A Conservative and Positivity-Preserving Discontinuous Galerkin Method for the Population Balance Equation

TL;DR

This paper introduces a novel discontinuous Galerkin method for the population balance equation that conserves particle number and mass while preserving positivity, with a focus on aggregation and breakage processes.

Contribution

It develops the first positivity-preserving DG scheme that also conserves a specified moment, specifically addressing aggregation and breakage discretization.

Findings

The method accurately preserves positivity and conservation in numerical tests.

Numerical results demonstrate robustness and high accuracy of the proposed scheme.

The approach effectively handles complex aggregation and breakage terms.

Abstract

We develop a conservative, positivity-preserving discontinuous Galerkin (DG) method for the population balance equation (PBE), which models the distribution of particle numbers across particle sizes due to growth, nucleation, aggregation, and breakage. To ensure number conservation in growth and mass conservation in aggregation and breakage, we design a DG scheme that applies standard treatment for growth and nucleation, and introduces a novel discretization for aggregation and breakage. The birth and death terms are discretized in a symmetric double-integral form, evaluated using a common refinement of the integration domain and carefully selected quadrature rules.

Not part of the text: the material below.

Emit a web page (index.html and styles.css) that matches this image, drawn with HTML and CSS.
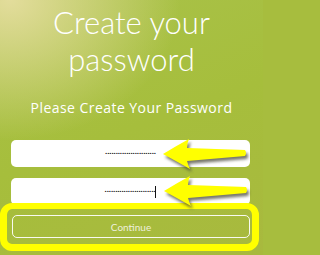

Beyond conservation, we focus on preserving the positivity of the number density in aggregation-breakage. Since local mass corresponds to the first moment, the classical Zhang-Shu limiter, which preserves the zeroth moment (cell average), is not directly applicable. We address this by proving the positivity of the first moment on each cell and constructing a moment-conserving limiter that enforces nonnegativity across the domain. To our knowledge, this is the first work to develop a positivity-preserving algorithm that conserves a prescribed moment. Numerical results verify the accuracy, conservation, and robustness of the proposed method.